Long before 1961, when Yuri Gagarin and Alan Shephard became the first humans to journey beyond Earth's atmosphere, writers envisioned spaceflight and life on other planets. These authors, all born before 1900, took their readers to the moon ... beyond ... and into our future.

Tuesday, February 5, 2013

Charles R. Tanner (1896-1974)

Charles R. Tanner was born in Cincinnati, OH on 17 Feb 1896 and died Jan 1974. He and his wife Frances had three children: Ann Marie, Jim and Robert.

Tanner was an American science fiction and fantasy author who wrote in the late 1930s and early 1940s. His first short story was "The Color of Space", published in the March 1930 issue of Science Wonder Stories. Read it HERE ...

Meet the Author ... 
Originally published in Amazing Stories, February 1941


Back about 1905, a little chap about nine was browsing among a pile of books and magazines which had been left by his recently deceased grandfather. There were Strand magazines, and Cosmopolitans and Argosies, and every one had some sort of science-fiction story in it. There was “The First Men on the Moon,” by H.G. Wells; “A Round Trip to the Year 2000,” by William Wallace Cook; and I don’t know how many others.

All day long, that little chap lay on his belly, surrounded by magazines, and read, and marveled, and wondered. The next day, little Charley Tan­ner went to the library and looked and looked, and went home with a book called "Starland" by Robert Ball. Another sci­ence fiction fan was born.

From that day to this, I’ve read science-fiction wherever and whenever I’ve found it. First, I found it only in the old Munsey publications; then one day, in a drug store, I picked up a mag­azine called The Electric Experimenter in which there was a story called “The New Adventures of Baron Munchausen.” From then on, I was sold on that magazine. I started reading All-Story because it printed a story named “Under the Moons of Mars” by Norman Bean. Norman Bean is Edgar Rice Bur­roughs now, but I still read his Martian stories with interest, in fact, I just laid one down to write this article.

I started reading Cavalier when it published “The Second Deluge” by Garrett P. Serviss. And I remember sitting on a dock in New York, waiting with my company to go to, France, and reading the second part of “Palos of Dog Star Pack,” by J.U. Giesy.

Having made the world safe for, I returned home to find, during the next years, that science-fiction was all too scarce. And then came the day when I saw, with a delight that I can hardly express, that a new magazine was about to appear, a magazine devoted entirely to science-fiction. Only those old fans who have followed the course of this magazine from the beginning can imagine the impatience with which I awaited, and the thrill with which I read, that first copy, that April 1926, edition of Amazing Stories


In a few years there were two magazines — then three. And one day one of the magazines offered a prize contest, and I won first prize! I was an author! I could write! I sat down and began to write anything and everything, in the firm belief that I was going to be rich in about three months. But alas, it didn’t work out quite that way. I had concentrated so much on the reading of science-fiction that the only thing I could write really well was that form of story. So I began to specialize. 

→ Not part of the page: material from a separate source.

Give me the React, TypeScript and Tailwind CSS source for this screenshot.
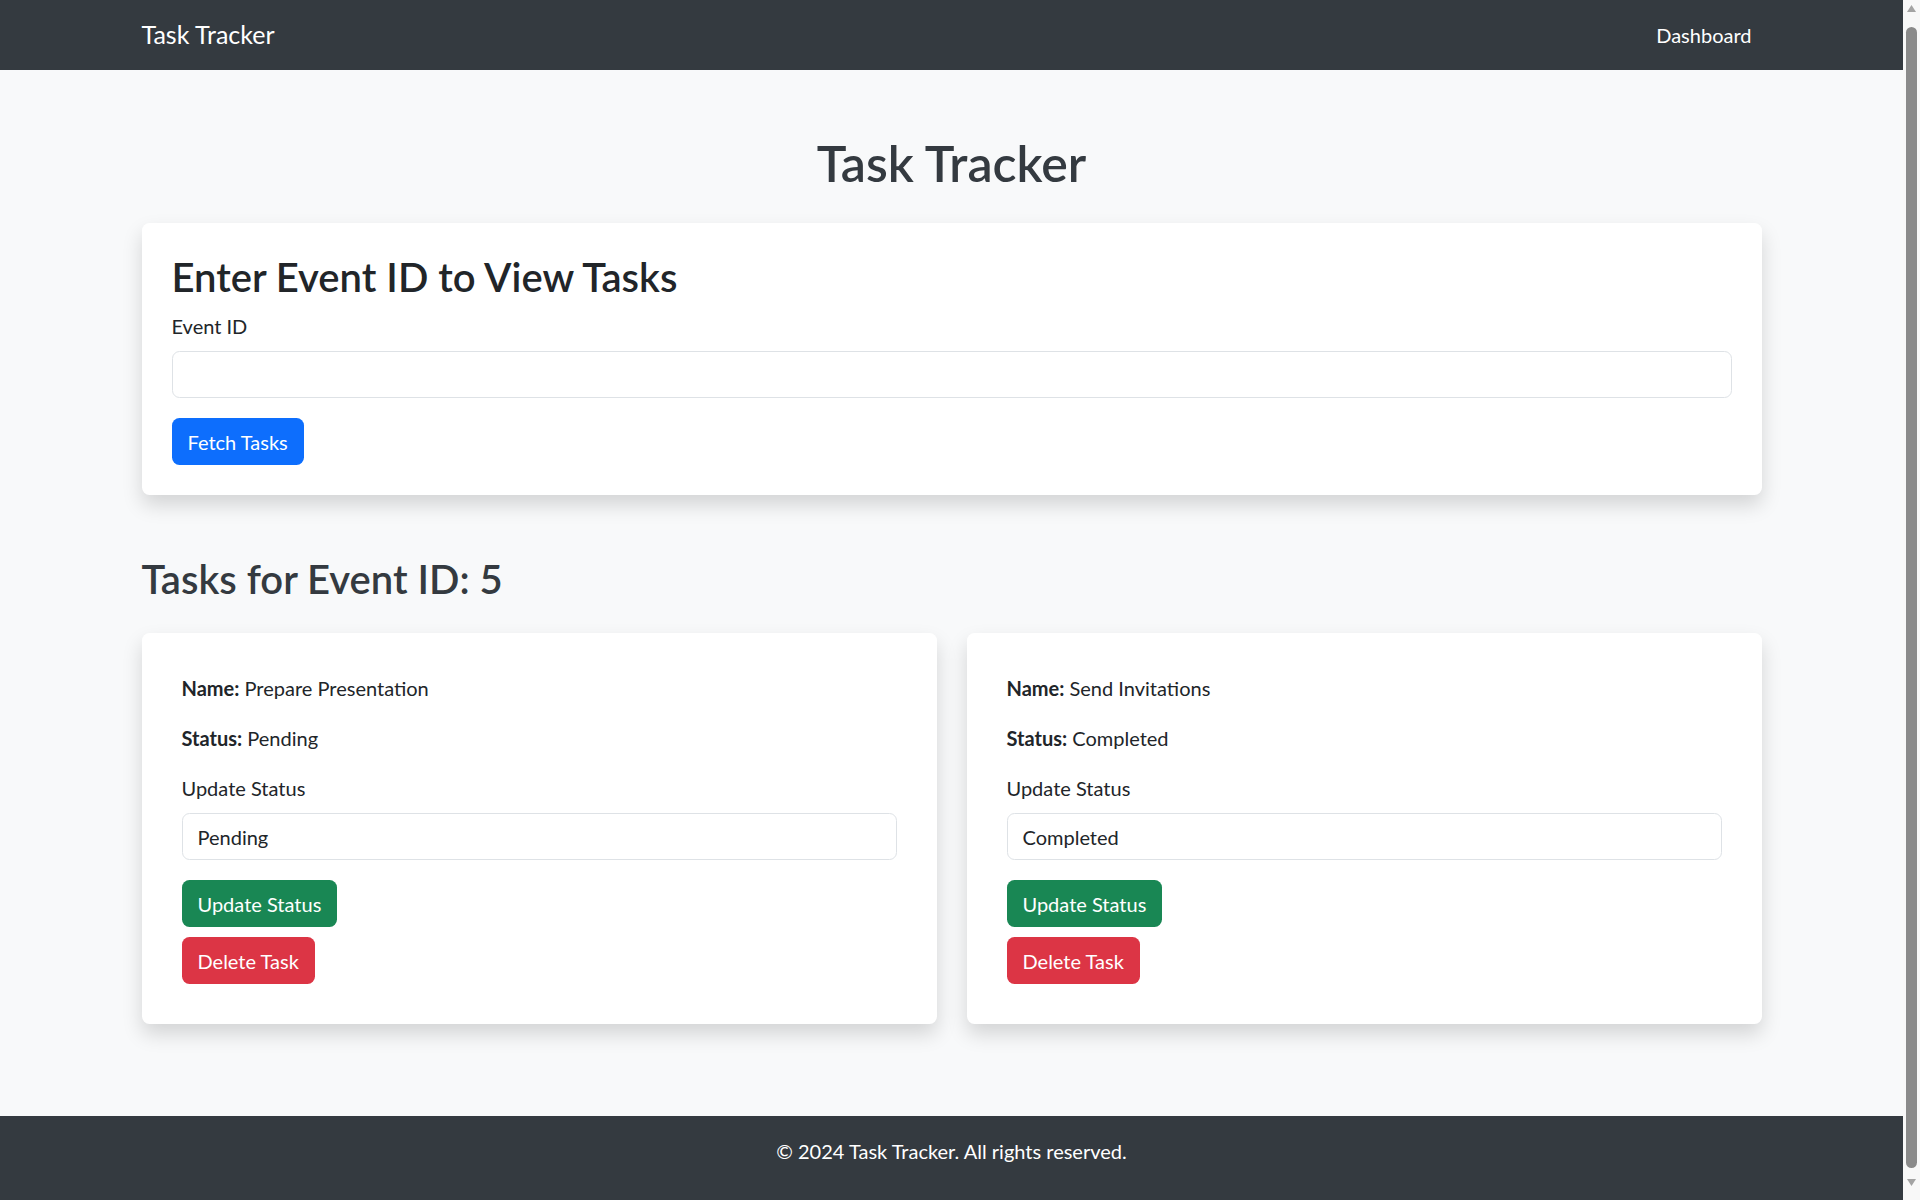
import React from "react";

interface Task {
  id: number;
  name: string;
  status: string;
}

const tasks: Task[] = [
  { id: 1, name: "Prepare Presentation", status: "Pending" },
  { id: 2, name: "Send Invitations", status: "Completed" },
];

function TaskCard({ task }: { task: Task }) {
  return (
    <div className="bg-white rounded-[7.5px] shadow-[0_10px_20px_rgba(0,0,0,0.15)] p-[40px]">
      <p className="mb-[20px]">
        <strong className="font-bold">Name:</strong> {task.name}
      </p>
      <p className="mb-[20px]">
        <strong className="font-bold">Status:</strong> {task.status}
      </p>
      <label className="block mb-[10px]">Update Status</label>
      <div className="h-[47px] w-full border border-[#dee2e6] rounded-[7.5px] px-[15px] flex items-center mb-[20px]">
        {task.status}
      </div>
      <div>
        <button className="h-[47px] px-[16px] rounded-[7.5px] bg-[#198754] text-white">
          Update Status
        </button>
      </div>
      <div className="mt-[10px]">
        <button className="h-[47px] px-[16px] rounded-[7.5px] bg-[#dc3545] text-white">
          Delete Task
        </button>
      </div>
    </div>
  );
}

// browser scrollbar as seen in the screenshot
function Scrollbar() {
  return (
    <div className="w-[17px] shrink-0 self-start sticky top-0 h-[1200px] bg-[#f8f8f8] flex flex-col items-center pt-[5px]">
      <svg width="9" height="7" viewBox="0 0 9 7">
        <path d="M4.5 0L9 7H0z" fill="#a3a3a3" />
      </svg>
      <div className="mt-[15px] w-[11px] h-[1141px] rounded-full bg-[#8a8a8a]"></div>
      <svg className="mt-[11px]" width="9" height="7" viewBox="0 0 9 7">
        <path d="M0 0h9L4.5 7z" fill="#a3a3a3" />
      </svg>
    </div>
  );
}

export default function App() {
  return (
    <div className="flex bg-[#f8f9fa] font-['Lato',sans-serif] text-[20px] leading-[30px] text-[#212529]">
      <div className="flex-1 min-w-0">
        <nav className="h-[70px] bg-[#343a40]">
          <div className="w-[1620px] mx-auto h-full flex items-center justify-between">
            <span className="text-[25px] leading-[37.5px] text-white">Task Tracker</span>
            <a className="px-[10px] text-white">Dashboard</a>
          </div>
        </nav>

        <main className="w-[1620px] mx-auto">
          <h1 className="text-center text-[50px] leading-[60px] font-semibold text-[#343a40] mt-[63px] mb-[30px]">
            Task Tracker
          </h1>

          <div className="bg-white rounded-[7.5px] shadow-[0_10px_20px_rgba(0,0,0,0.15)] p-[30px]">
            <h2 className="text-[40px] leading-[48px] font-semibold mb-[10px]">
              Enter Event ID to View Tasks
            </h2>
            <label className="block mb-[10px]">Event ID</label>
            <div className="h-[47px] w-full border border-[#dee2e6] rounded-[7.5px] mb-[20px]"></div>
            <button className="h-[47px] px-[16px] rounded-[7.5px] bg-[#0d6efd] text-white">
              Fetch Tasks
            </button>
          </div>

          <h2 className="text-[40px] leading-[48px] font-semibold text-[#343a40] mt-[60px] mb-[30px]">
            Tasks for Event ID: 5
          </h2>

          <div className="grid grid-cols-2 gap-x-[30px]">
            {tasks.map((t) => (
              <TaskCard key={t.id} task={t} />
            ))}
          </div>
        </main>

        <footer className="mt-[92px] bg-[#343a40] text-white text-center pt-[20px] pb-[20px]">
          <p className="mb-[20px]">© 2024 Task Tracker. All rights reserved.</p>
        </footer>
      </div>
      <Scrollbar />
    </div>
  );
}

Thus it came about that I wrote my most successful stories to date — “Tumithak of the 
Corridors” and its sequel. I’m still proud of that story and of the fact that after eight years,the old readers of AMAZING Stories still remember it and occasionally mention it in their letters.

But, beginning in 1933, a series of misfortunes too long to be recounted here made me abandon writing for several years. Just when I believed that I was done for good, a letter came from Amazing Stories requesting a story for their first issue under the banner of Ziff Davis. Dubiously, and yet with hope in my heart, I wrote “The Vanishing Diamonds,” in which I introduced a character which I still think is the best I’ve conceived, to date — Professor Isaac N. Stillwell.

Even the thrill of selling my first story was nothing to the thrill of the Chicago Convention. For the first time, I met fans that I had known of for years; for the first time, I met authors whom I had admired for ages; for the first time, I talked with the editor of my favorite magazine — and sold him a story!

And when it was all over, I went back to my home in Cincinnati, and sat down at my typewriter - and I've practically been there ever since. I hope this enthusiasm keeps up, for if it does; you’ll be hearing from me again, I assure you. ~Charles R. Tanner.